Step 3: Transform data

After the Sustainability Manager data integrates into the IngestedRawData lakehouse, you need to unify and harmonize the data by transforming it into the ESG data model schema. The capability deployment created the ProcessedESGData lakehouse in the workspace for storing the harmonized data.

The ESG data model schema links the ESG data entities to other data entities that describe other functional areas of a company, such as HR, IT, or finance production.

For transforming Sustainability Manager data to the ESG data model schema, the capability provides notebooks and data pipelines that use prebuilt transformation and orchestration technologies using libraries stored in the ConfigAndDemoData lakehouse in your workspace.

Activate the first step and run the TransformMSMDataToProcessedESGData_DTPL data pipeline to load and transform the Sustainability Manager data to the ESG data model schema in the ProcessedESGData lakehouse.

Screenshot of transforming data.

The data pipeline runs these steps:

  1. This step is deactivated by default and needs to be activated before running the pipeline. It loads the linked Sustainability Manager data as lakehouse tables. The transformation libraries require the source data to be in delta table format. The LoadMSMDataToLakehouseTables_INTB notebook loads the linked Sustainability Manager data to the lakehouse tables. After this notebook executes successfully, you can validate the data in the IngestedRawData lakehouse tables.

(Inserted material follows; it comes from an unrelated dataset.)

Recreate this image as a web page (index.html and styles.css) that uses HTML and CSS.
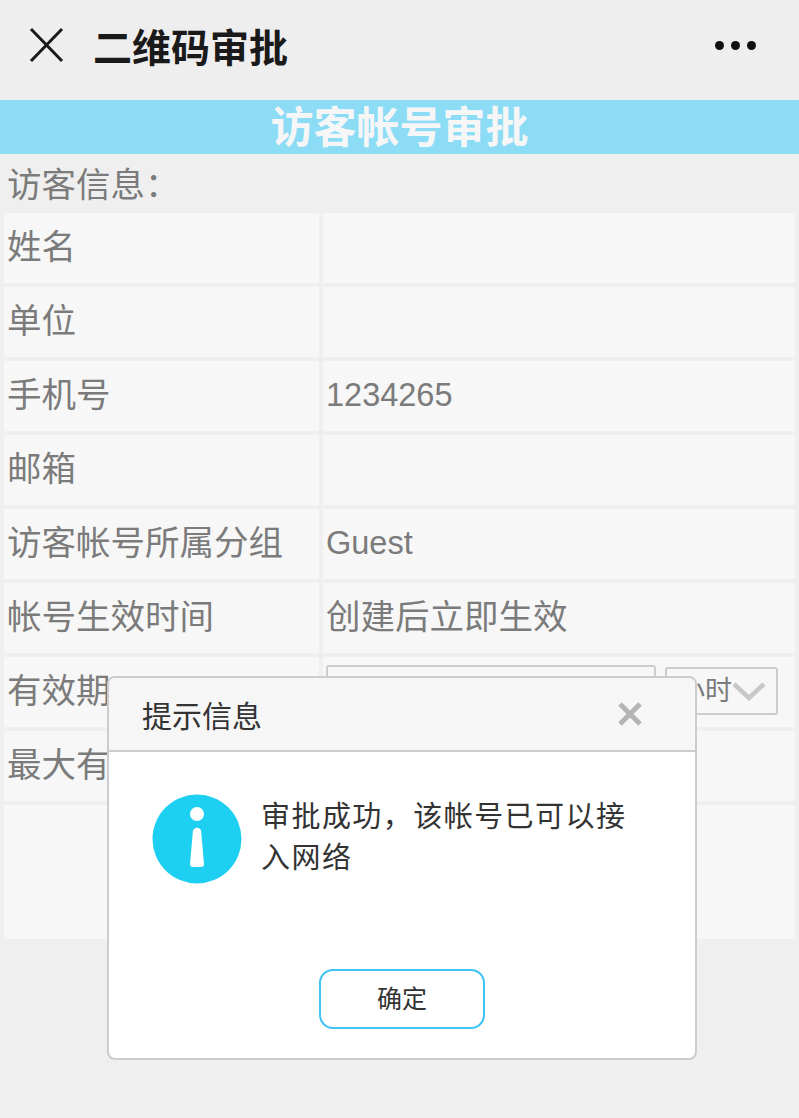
FILE: index.html
```html
<!DOCTYPE html>
<html>
<head>
    <meta charset="utf-8">
    <title>二维码审批</title>
    <link rel="stylesheet" href="styles.css">
</head>
<body>
    <div class="topbar">
        <svg class="close-icon" width="36" height="36" viewBox="0 0 36 36">
            <path d="M2 2L33 34M33 2L2 34" stroke="#1a1a1a" stroke-width="3" fill="none"/>
        </svg>
        <span class="topbar-title">二维码审批</span>
        <span class="dots"><i></i><i></i><i></i></span>
    </div>

    <div class="banner">访客帐号审批</div>
    <div class="section-label">访客信息：</div>

    <div class="form-grid">
        <div class="cell">姓名</div>
        <div class="cell"></div>
        <div class="cell">单位</div>
        <div class="cell"></div>
        <div class="cell">手机号</div>
        <div class="cell cell-latin">1234265</div>
        <div class="cell">邮箱</div>
        <div class="cell"></div>
        <div class="cell">访客帐号所属分组</div>
        <div class="cell cell-latin">Guest</div>
        <div class="cell">帐号生效时间</div>
        <div class="cell">创建后立即生效</div>
        <div class="cell">有效期</div>
        <div class="cell cell-inputs">
            <div class="fake-input"></div>
            <div class="fake-select">
                <span>小时</span>
                <svg width="34" height="20" viewBox="0 0 34 20">
                    <path d="M2 3L17 17L32 3" stroke="#c8c8c8" stroke-width="4.500" fill="none"/>
                </svg>
            </div>
        </div>
        <div class="cell">最大有效时长</div>
        <div class="cell"></div>
        <div class="cell cell-wide"></div>
    </div>

    <div class="dialog">
        <div class="dialog-head">
            <span>提示信息</span>
            <svg width="24" height="24" viewBox="0 0 24 24">
                <path d="M2 2L22 22M22 2L2 22" stroke="#b4b4b4" stroke-width="5" fill="none"/>
            </svg>
        </div>
        <div class="dialog-body">
            <svg class="info-icon" width="90" height="90" viewBox="0 0 90 90">
                <circle cx="45" cy="45" r="44.5" fill="#1dd0f1"/>
                <circle cx="45" cy="20" r="7" fill="#fff"/>
                <path d="M41 36Q45 31 49 36L52 70Q52 73 49 73H41Q38 73 38 70Z" fill="#fff"/>
            </svg>
            <p class="dialog-msg">审批成功，该帐号已可以接入网络</p>
        </div>
        <div class="dialog-foot">
            <button class="ok-btn">确定</button>
        </div>
    </div>
</body>
</html>
```

FILE: styles.css
```css
body {
    margin: 0;
    height: 1118px;
    overflow: hidden;
    background-color: #efefef;
    font-family: "Liberation Sans", "Noto Sans CJK SC", sans-serif;
    color: #7b7b7b;
}

.topbar {
    height: 100px;
    background-color: #eeeeee;
    display: flex;
    align-items: center;
    padding: 0 43px 10px 29px;
    box-sizing: border-box;
}

.close-icon {
    flex: none;
}

.topbar-title {
    margin-left: 28px;
    font-size: 39px;
    font-weight: bold;
    color: #1a1a1a;
    flex: 1;
}

.dots {
    display: flex;
    gap: 7px;
}

.dots i {
    width: 9px;
    height: 9px;
    border-radius: 50%;
    background-color: #111;
}

.banner {
    height: 54px;
    line-height: 56px;
    background-color: #8cdcf6;
    color: #f6f6f6;
    font-size: 43px;
    font-weight: bold;
    text-align: center;
}

.section-label {
    height: 59px;
    line-height: 63px;
    padding-left: 7px;
    font-size: 34.500px;
}

.form-grid {
    display: grid;
    grid-template-columns: 315px 472px;
    grid-auto-rows: 70px;
    gap: 4px;
    padding-left: 4px;
}

.cell {
    background-color: #f7f7f7;
    font-size: 34.500px;
    line-height: 69px;
    padding-left: 3px;
    white-space: nowrap;
    overflow: hidden;
}

.cell-latin {
    font-size: 32.500px;
}

.cell-inputs {
    display: flex;
    align-items: flex-start;
    gap: 9px;
    padding-top: 8px;
    box-sizing: border-box;
}

.fake-input {
    width: 330px;
    height: 52px;
    border: 2px solid #cccccc;
    border-radius: 3px;
    box-sizing: border-box;
}

.fake-select {
    width: 113px;
    height: 48px;
    margin-top: 2px;
    border: 2px solid #cccccc;
    border-radius: 3px;
    box-sizing: border-box;
    display: flex;
    align-items: center;
    justify-content: flex-end;
    overflow: hidden;
    font-size: 27px;
    line-height: 44px;
    padding-right: 10px;
}

.cell-wide {
    grid-column: 1 / 3;
    height: 134px;
}

.dialog {
    position: absolute;
    left: 107px;
    top: 676px;
    width: 590px;
    height: 384px;
    box-sizing: border-box;
    background-color: #fff;
    border: 2px solid #cccccc;
    border-radius: 8px;
    overflow: hidden;
    display: flex;
    flex-direction: column;
}

.dialog-head {
    height: 74px;
    flex: none;
    box-sizing: border-box;
    background-color: #f6f6f6;
    border-bottom: 2px solid #cccccc;
    display: flex;
    align-items: center;
    justify-content: space-between;
    padding: 0 53px 0 33px;
    font-size: 30px;
    color: #333;
}

.dialog-body {
    display: flex;
    padding: 42px 60px 0 43px;
    flex: 1;
}

.info-icon {
    flex: none;
}

.dialog-msg {
    margin: 3px 0 0 19px;
    font-size: 29px;
    line-height: 41px;
    letter-spacing: 1.450px;
    color: #333;
}

.dialog-foot {
    display: flex;
    justify-content: center;
    padding-bottom: 29px;
}

.ok-btn {
    width: 166px;
    height: 60px;
    background-color: #fff;
    border: 2px solid #41c3f5;
    border-radius: 14px;
    font-family: inherit;
    font-size: 25px;
    line-height: 54px;
    color: #333;
    padding: 0;
}
```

  2. The transformation of the Sustainability Manager data to the ESG data model schema is a two-stage process:

  • First, the TransformMSMDataToProcessedESGData_INTB notebook transforms the Microsoft Sustainability Manager data to the intermediary raw data import tables.
  • Then, the TransformRawImportESGDataToProcessedESGData_INTB notebook transforms the data from raw data import tables to the ESG data model schema.